Teetorbilt 03-14-2005 10:28 AM

When you flushed the heater, was there low flow/pressure from that valve?

Missydo 03-14-2005 11:41 AM


Originally Posted by Teetorbilt
When you flushed the heater, was there low flow/pressure from that valve?

Yes, it started out pretty good, then it went to the ususal low pressure. We cleaned the mineral deposits out of the bottom of the heater when we changed the elements. That is what brought us to buying and replacing the tub faucet,we figured maybe some of the sediment was clogging things up, but it didn't help.

Teetorbilt 03-14-2005 03:00 PM

You should have a valve on the heater inlet. My guess is that the problem is there. Close it and see if the hot water stops, then open it all of the way and see if the flow improves.

Mike Swearingen 03-15-2005 05:54 AM

Hot water pressure is usually directly related to the cold water pressure in.
I agree that your problem is most likely in the cold water supply valve to the heater. Check it out, as Teetorbilt suggested.
Good Luck!

Missydo 03-28-2005 07:34 PM

next suggestion.... we changed the valve on the top of the heater this weekend. Still have the low pressure problem.

Mike Swearingen 03-28-2005 08:13 PM

The next suggestion may be predicated on the next you have any galvanized pipes anywhere in your hot water supply system?

Teetorbilt 03-28-2005 08:36 PM

Are you on a well or city water?

Missydo 03-29-2005 09:11 PM

City water and no galvanized pipes. The cold water pressure in the house is fine. It is just the hot water.

Teetorbilt 03-29-2005 10:22 PM

This is my last stab, a floater. Very uncommon. When you installed the new valve, did you flush the line? Very rarely, an obstruction can be floating in the pipe, it will stay in place until the flow reaches a certain level. It will then stop at the nearest restriction, this could be an elbow or valve entry.
Maybe it is time to call in a plumber.

Tomm 03-31-2005 10:11 PM

The water heater is fed by the same system as the rest of the cold water system, therefore somewhere from the point of where the system tees off the cold feed source and goes to the water heater there is a restriction. More than likely, especially if it's copper, there is a smashed or kinked line. If it is all steel pipe, then it is probably corrosion build up, or the elusive floater. I have seen older systems be nearly completely blocked by corrosion build up. Good luck.

Tomm 04-04-2005 10:15 PM

I just read a reply from a fellow DIYr named Ryan on a similar issue, and it could be related to your problem here. Go to the thread labled "why doesn't my hot water last?" ... check it out, he may have the answer you are looking for.

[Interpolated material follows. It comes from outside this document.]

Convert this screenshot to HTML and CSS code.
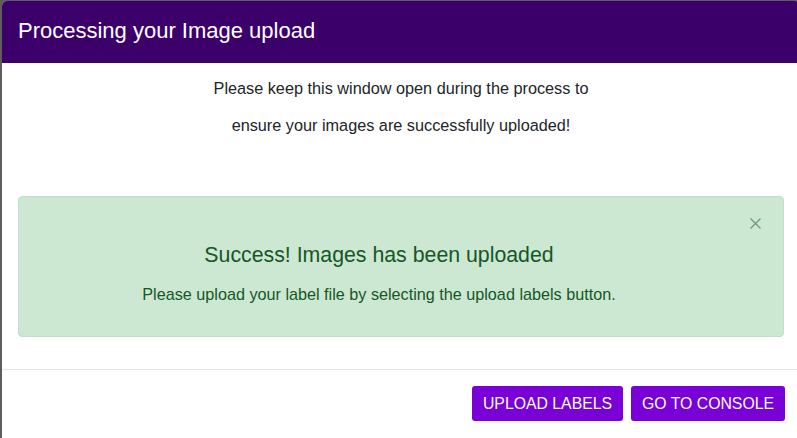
FILE: index.html
```
<!DOCTYPE html>
<html lang="en">
<head>
<meta charset="utf-8">
<title>Processing your Image upload</title>
<link rel="stylesheet" href="styles.css">
</head>
<body>
<div class="modal">
  <div class="modal-header">
    <h1 class="modal-title">Processing your Image upload</h1>
  </div>
  <div class="modal-body">
    <p class="intro">Please keep this window open during the process to<br>ensure your images are successfully uploaded!</p>
    <div class="alert">
      <button class="close" aria-label="Close">
        <svg width="11" height="11" viewBox="0 0 11 11"><path d="M0.5 0.5 L10.5 10.5 M10.5 0.5 L0.5 10.5" stroke="currentColor" stroke-width="1.3" fill="none"/></svg>
      </button>
      <h2 class="alert-heading">Success! Images has been uploaded</h2>
      <p class="alert-text">Please upload your label file by selecting the upload labels button.</p>
    </div>
  </div>
  <div class="modal-footer">
    <button class="btn">UPLOAD LABELS</button>
    <button class="btn">GO TO CONSOLE</button>
  </div>
</div>
</body>
</html>
```
FILE: styles.css
```
html, body {
  margin: 0;
  padding: 0;
  height: 100%;
  overflow: hidden;
}
body {
  background: #5e5e5e;
  font-family: "Liberation Sans", Arial, Helvetica, sans-serif;
}
.modal {
  margin: 1px 0 0 2px;
  width: 798px;
  height: 437px;
  background: #fff;
  border-radius: 5px 5px 0 0;
  overflow: hidden;
  display: flex;
  flex-direction: column;
}
.modal-header {
  flex: none;
  height: 62px;
  background: #3c006b;
  padding: 0 16px;
  display: flex;
  align-items: center;
}
.modal-title {
  margin: 0;
  font-size: 22px;
  font-weight: normal;
  color: #fff;
  position: relative;
  top: -1px;
}
.modal-body {
  padding: 7px 16px 32px;
}
.intro {
  margin: 0 0 52px;
  text-align: center;
  font-size: 16.25px;
  line-height: 37px;
  color: #212529;
}
.alert {
  position: relative;
  height: 139px;
  padding: 0 64px 0 20px;
  background: #cce8d3;
  border: 1px solid #bde0c6;
  border-radius: 4px;
  color: #155724;
  text-align: center;
  display: flex;
  flex-direction: column;
  align-items: center;
}
.alert-heading {
  margin: 45px 0 0;
  font-size: 21.3px;
  font-weight: normal;
  line-height: 26px;
}
.alert-text {
  margin: 17px 0 0;
  font-size: 16.2px;
  line-height: 19px;
}
.close {
  position: absolute;
  top: 21px;
  right: 22px;
  padding: 0;
  border: 0;
  background: none;
  color: #6f9a79;
  line-height: 0;
}
.modal-footer {
  border-top: 1px solid #e5e5e5;
  padding: 16px 15px 0 16px;
  display: flex;
  justify-content: flex-end;
  gap: 8px;
}
.btn {
  height: 35px;
  padding: 0 11px;
  border: 0;
  border-radius: 3px;
  background: #7900d6;
  color: #fff;
  font-family: "Liberation Sans", Arial, Helvetica, sans-serif;
  font-size: 15.8px;
}
```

ryaniniowa 04-04-2005 10:33 PM

I was talking to a true value manager the other day, and we were discussing water heater problems and he said something like "we had one house where the people kept complaining about bad smelling HOT water" anyway they called the manufacturer and I'm not sure what this is but they sent them a new ANODE ROD? (is that the cold tube? I'm not sure) and the new one was a different material, like magnesium or something?? anyway, it was way over my head but maybe calling a company rep may get you some answers? In short it sounded like the rod (dip tube?) on that one was reacting to something in that water and corroding and giving off the odor. I'd be very interested to hear what you find is the problem. Please post it if you ever figure it out. Good luck!

Teetorbilt 04-04-2005 11:13 PM

Ryan's explanation could solve the hot water problem but would not apply to the flow problem.

An anode is a sacrificial element designed to save another. In the case of a water heater, the anode sacrifices itself to protect the pressure vessel (water tank). Here we get into the nobility of metals, push me and I can go on. The anode may be dissolved and no longer working. The anode may have been removed (fairly common on well systems). The anode may be the wrong type for your water. Have a water test done and replace the anode with the one that is recommended.

ryaniniowa 04-05-2005 07:38 AM

I'm going to break our rule here. Teetor, where is the anode in the heater? Is it the dip tube or something completely different and how do you get to it?